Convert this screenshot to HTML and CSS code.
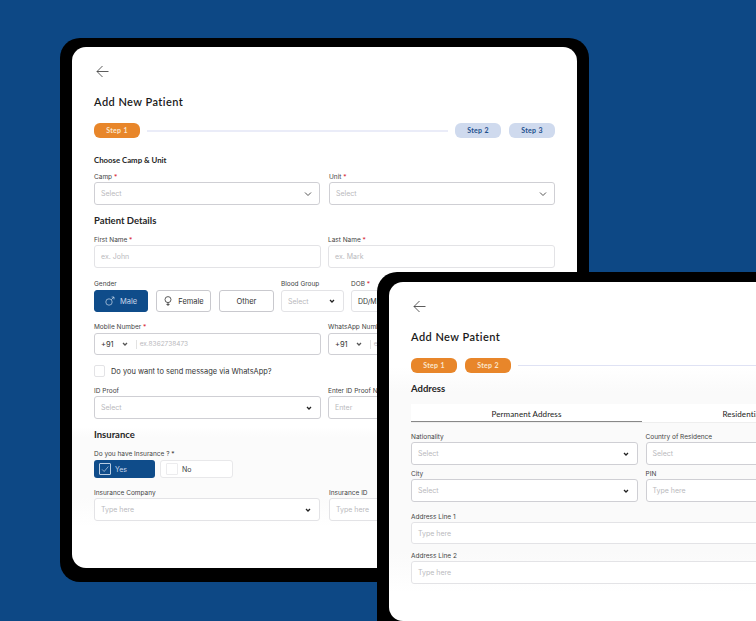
FILE: index.html
```html
<!DOCTYPE html>
<html lang="en">
<head>
<meta charset="UTF-8">
<meta name="viewport" content="width=device-width, initial-scale=1.0">
<title>Add New Patient</title>
<link rel="stylesheet" href="styles.css">
</head>
<body>
<svg class="sprite" aria-hidden="true">
    <symbol id="arrow" viewBox="0 0 13 13"><path d="M12.5 6.5H1M6.5 1 1 6.5 6.5 12" fill="none" stroke="currentColor" stroke-width=".8"/></symbol>
    <symbol id="chev" viewBox="0 0 8 8"><path d="M1 2.5 4 5.5 7 2.5" fill="none" stroke="currentColor" stroke-width="1"/></symbol>
    <symbol id="chev-bold" viewBox="0 0 8 8"><path d="M2 3 4 5 6 3" fill="none" stroke="currentColor" stroke-width="1.3"/></symbol>
</svg>

<!-- back tablet -->
<div class="tablet tablet-back">
    <div class="screen">
        <svg class="back"><use href="#arrow"/></svg>
        <h1 class="title">Add New Patient</h1>
        <div class="steps">
            <span class="pill pill-on">Step 1</span>
            <span class="step-line"></span>
            <span class="pill pill-off">Step 2</span>
            <span class="pill pill-off">Step 3</span>
        </div>

        <h3 class="sub-head">Choose Camp &amp; Unit</h3>
        <div class="row row-camp">
            <div class="field">
                <label class="lbl">Camp <em>*</em></label>
                <div class="ctl"><span class="ph">Select</span><svg class="chev"><use href="#chev"/></svg></div>
            </div>
            <div class="field">
                <label class="lbl">Unit <em>*</em></label>
                <div class="ctl"><span class="ph">Select</span><svg class="chev"><use href="#chev"/></svg></div>
            </div>
        </div>

        <h2 class="head head-patient">Patient Details</h2>
        <div class="row row-tight row-name">
            <div class="field">
                <label class="lbl">First Name <em>*</em></label>
                <div class="ctl ctl-light"><span class="ph">ex. John</span></div>
            </div>
            <div class="field">
                <label class="lbl">Last Name <em>*</em></label>
                <div class="ctl ctl-light"><span class="ph">ex. Mark</span></div>
            </div>
        </div>

        <div class="gender-row">
            <div class="gender">
                <label class="lbl lbl-far">Gender</label>
                <div class="gender-btns">
                    <button class="gbtn gbtn-on">
                        <svg class="gicon" viewBox="0 0 10 10"><circle cx="4" cy="6" r="3.2" fill="none" stroke="currentColor" stroke-width=".7"/><path d="M6.3 3.7 9 1M6.6 1H9v2.4" fill="none" stroke="currentColor" stroke-width=".7"/></svg>
                        Male
                    </button>
                    <button class="gbtn">
                        <svg class="gicon" viewBox="0 0 10 10"><circle cx="5" cy="3.6" r="3" fill="none" stroke="currentColor" stroke-width=".8"/><path d="M5 6.6V10M3.4 8.4h3.2" fill="none" stroke="currentColor" stroke-width=".8"/></svg>
                        Female
                    </button>
                    <button class="gbtn">Other</button>
                </div>
            </div>
            <div class="blood">
                <label class="lbl lbl-far">Blood Group</label>
                <div class="ctl ctl-short ctl-light"><span class="ph">Select</span><svg class="chev chev-dark"><use href="#chev-bold"/></svg></div>
            </div>
            <div class="dob">
                <label class="lbl lbl-far">DOB <em>*</em></label>
                <div class="ctl ctl-short ctl-light"><span class="val">DD/MM/YYYY</span></div>
            </div>
        </div>

        <div class="row row-tight row-mobile">
            <div class="field">
                <label class="lbl lbl-far">Mobile Number <em>*</em></label>
                <div class="ctl ctl-short">
                    <span class="val code">+91</span><svg class="chev chev-code"><use href="#chev-bold"/></svg>
                    <span class="divider"></span><span class="ph ph-small">ex.8362738473</span>
                </div>
            </div>
            <div class="field">
                <label class="lbl lbl-far">WhatsApp Number</label>
                <div class="ctl ctl-short">
                    <span class="val code">+91</span><svg class="chev chev-code"><use href="#chev-bold"/></svg>
                    <span class="divider"></span><span class="ph ph-small">ex.8362738473</span>
                </div>
            </div>
        </div>

        <div class="check-row">
            <span class="checkbox"></span>
            <span class="check-text">Do you want to send message via WhatsApp?</span>
        </div>

        <div class="row row-tight row-id">
            <div class="field">
                <label class="lbl">ID Proof</label>
                <div class="ctl"><span class="ph">Select</span><svg class="chev chev-dark"><use href="#chev-bold"/></svg></div>
            </div>
            <div class="field">
                <label class="lbl">Enter ID Proof Number</label>
                <div class="ctl"><span class="ph">Enter</span></div>
            </div>
        </div>

        <h2 class="head head-ins">Insurance</h2>
        <label class="lbl lbl-far lbl-ins">Do you have Insurance ? *</label>
        <div class="choice-row">
            <div class="choice choice-yes">
                <span class="tick"><svg viewBox="0 0 12 12"><path d="M2.5 6.5 5 9 10 3" fill="none" stroke="currentColor" stroke-width=".8"/></svg></span>Yes
            </div>
            <div class="choice choice-no"><span class="tick"></span>No</div>
        </div>

        <div class="row row-company">
            <div class="field">
                <label class="lbl">Insurance Company</label>
                <div class="ctl ctl-light"><span class="ph">Type here</span><svg class="chev chev-dark"><use href="#chev-bold"/></svg></div>
            </div>
            <div class="field">
                <label class="lbl">Insurance ID</label>
                <div class="ctl ctl-light"><span class="ph">Type here</span></div>
            </div>
        </div>
    </div>
</div>

<!-- front tablet, runs off the page -->
<div class="tablet tablet-front">
    <div class="screen">
        <svg class="back"><use href="#arrow"/></svg>
        <h1 class="title">Add New Patient</h1>
        <div class="steps">
            <span class="pill pill-on">Step 1</span>
            <span class="pill pill-on">Step 2</span>
            <span class="step-line"></span>
        </div>

        <h2 class="head head-address">Address</h2>
        <div class="tabs">
            <div class="tab tab-on">Permanent Address</div>
            <div class="tab">Residential Address</div>
        </div>

        <div class="row row-front row-nation">
            <div class="field">
                <label class="lbl">Nationality</label>
                <div class="ctl"><span class="ph">Select</span><svg class="chev chev-dark"><use href="#chev-bold"/></svg></div>
            </div>
            <div class="field">
                <label class="lbl">Country of Residence</label>
                <div class="ctl"><span class="ph">Select</span><svg class="chev chev-dark"><use href="#chev-bold"/></svg></div>
            </div>
        </div>
        <div class="row row-front row-city">
            <div class="field">
                <label class="lbl">City</label>
                <div class="ctl"><span class="ph">Select</span><svg class="chev chev-dark"><use href="#chev-bold"/></svg></div>
            </div>
            <div class="field">
                <label class="lbl">PIN</label>
                <div class="ctl"><span class="ph">Type here</span></div>
            </div>
        </div>
        <div class="field line-one">
            <label class="lbl">Address Line 1</label>
            <div class="ctl ctl-light ctl-short"><span class="ph">Type here</span></div>
        </div>
        <div class="field line-two">
            <label class="lbl">Address Line 2</label>
            <div class="ctl ctl-light"><span class="ph">Type here</span></div>
        </div>
    </div>
</div>
</body>
</html>
```

FILE: styles.css
```css
* {
    box-sizing: border-box;
}
html, body {
    height: 100%;
}
body {
    margin: 0;
    background: #0d4885;
    overflow: hidden;
    position: relative;
    font-family: 'Inter', sans-serif;
    color: #222;
}
.sprite {
    display: none;
}

/* tablets sit on a free canvas */
.tablet {
    position: absolute;
    background: #000;
}
.tablet-back {
    left: 60px;
    top: 38px;
    width: 529px;
    height: 544px;
    padding: 9px 12px 14px;
    border-radius: 20px;
}
.tablet-front {
    left: 377px;
    top: 272px;
    width: 379px;
    height: 349px;
    padding: 10px 0 0 12px;
    border-radius: 20px 0 0 0;
}
.screen {
    background: #fff;
    height: 100%;
    padding: 18px 22px 0;
    border-radius: 14px;
    overflow: hidden;
}
.tablet-back .screen {
    background: linear-gradient(#fff 0, #fff 380px, #fbfbfb 390px, #fbfbfb 450px, #fff 480px);
}
.tablet-front .screen {
    width: 505px;
    background: linear-gradient(#fff 0, #fff 85px, #fafafa 110px, #fafafa 270px, #fff 310px);
}

.back {
    display: block;
    width: 13px;
    height: 13px;
    margin-left: 2px;
    color: #333;
}
.title {
    margin: 17px 0 0;
    height: 14px;
    font: 600 11px/14px 'Lato', sans-serif;
    letter-spacing: .45px;
    color: #1a1a1a;
}
.steps {
    display: flex;
    align-items: center;
    gap: 8px;
    margin-top: 14px;
}
.pill {
    flex: none;
    width: 46px;
    height: 15px;
    border-radius: 6px;
    font: 700 7px/15px 'Lato', sans-serif;
    letter-spacing: .3px;
    text-align: center;
}
.pill-on {
    background: #e8862a;
    color: #fbe6cf;
}
.pill-off {
    background: #cfdaee;
    color: #1c4f8c;
}
.step-line {
    flex: 1;
    height: 2px;
    margin: 0 -1px;
    background: #eaecf8;
}
.tablet-front .step-line {
    height: 1px;
    background: #dfe2f4;
}

.sub-head, .head {
    margin: 0;
    font-family: 'Lato', sans-serif;
    font-weight: 700;
    color: #262626;
}
.sub-head {
    margin-top: 17px;
    height: 10px;
    font-size: 7.8px;
    line-height: 11px;
}
.head {
    height: 10px;
    font-size: 9.5px;
    line-height: 11px;
}
.head-patient { margin-top: 10px; }
.head-ins { margin-top: 10px; }
.head-address {
    height: 11px;
    margin-top: 10px;
}

.row {
    display: grid;
    grid-template-columns: 1fr 1fr;
    gap: 9px;
}
.row-tight {
    gap: 7px;
}
.row-camp { margin-top: 7px; }
.row-name { margin-top: 10px; }
.row-mobile { margin-top: 10px; }
.row-id { margin-top: 9px; }
.row-company { margin-top: 10px; }
.row-front { gap: 8px; }
.row-nation { margin-top: 9px; }
.row-city { margin-top: 4px; }
.line-one { margin-top: 10px; }
.line-two { margin-top: 7px; }

.lbl {
    display: block;
    height: 9px;
    margin-bottom: 1px;
    font-size: 6.5px;
    line-height: 11px;
    color: #444;
    white-space: nowrap;
}
.lbl em {
    font-style: normal;
    color: #d9293a;
}
.lbl-far {
    margin-bottom: 2px;
}
.lbl-ins {
    margin-top: 10px;
}
.ctl {
    position: relative;
    display: flex;
    align-items: center;
    height: 23px;
    padding: 0 6px;
    background: #fff;
    border: 1px solid #cfcfd4;
    border-radius: 3px;
    font-size: 7px;
    white-space: nowrap;
    overflow: hidden;
}
.ctl-light {
    border-color: #e3e3e6;
}
.ctl-short {
    height: 22px;
}
.ph {
    color: #b9b9bd;
}
.ph-small {
    font-size: 6.5px;
}
.val {
    color: #333;
}
.chev {
    width: 8px;
    height: 8px;
    margin-left: auto;
    margin-right: 1px;
    color: #555;
}
.chev-dark {
    color: #222;
}
.code {
    font-size: 7.5px;
}
.chev-code {
    margin: 0 0 0 7px;
}
.divider {
    width: 1px;
    height: 9px;
    margin: 0 3px 0 7px;
    background: #e2e2e2;
}

.gender-row {
    display: flex;
    gap: 7px;
    margin-top: 11px;
}
.gender-btns {
    display: flex;
    gap: 8px;
}
.gbtn {
    display: flex;
    align-items: center;
    justify-content: center;
    gap: 5px;
    width: 55px;
    height: 22px;
    padding: 0;
    background: #fff;
    border: 1px solid #c9c9ce;
    border-radius: 3px;
    font: 400 7.5px 'Inter', sans-serif;
    color: #333;
}
.gbtn-on {
    width: 54px;
    background: #0f4c8a;
    border-color: #0f4c8a;
    color: #c9d8ea;
}
.gicon {
    width: 10px;
    height: 10px;
}
.blood {
    width: 63px;
}
.dob {
    width: 204px;
}

.check-row {
    display: flex;
    align-items: center;
    gap: 6px;
    height: 12px;
    margin-top: 10px;
}
.checkbox {
    width: 11px;
    height: 12px;
    border: 1px solid #e3e3e6;
    border-radius: 2px;
}
.check-text {
    font-size: 7.45px;
    color: #333;
}

.choice-row {
    display: flex;
    gap: 5px;
}
.choice {
    display: flex;
    align-items: center;
    gap: 4px;
    height: 18px;
    padding-left: 5px;
    border-radius: 3px;
    font-size: 7px;
}
.choice-yes {
    width: 61px;
    background: #0f4c8a;
    color: #c9d8ea;
}
.choice-no {
    width: 73px;
    background: #fff;
    border: 1px solid #e8e8ea;
    color: #444;
}
.tick {
    display: flex;
    width: 12px;
    height: 12px;
    border: 1px solid #ececee;
    border-radius: 1px;
}
.choice-yes .tick {
    border-color: #b9cde3;
}

.tabs {
    display: flex;
    width: 462px;
    margin-top: 10px;
    border-bottom: 1px solid #eee;
}
.tab {
    width: 231px;
    height: 18px;
    padding-top: 5px;
    font: 400 8px/11px 'Lato', sans-serif;
    letter-spacing: .1px;
    text-align: center;
    color: #222;
    background: #fff;
}
.tab-on {
    border-bottom: 1px solid #888;
    margin-bottom: -1px;
}
```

DIRECTION – Give only the number of lines in the preceding material that contain the string "code".

EXERCISE ANSWER – 5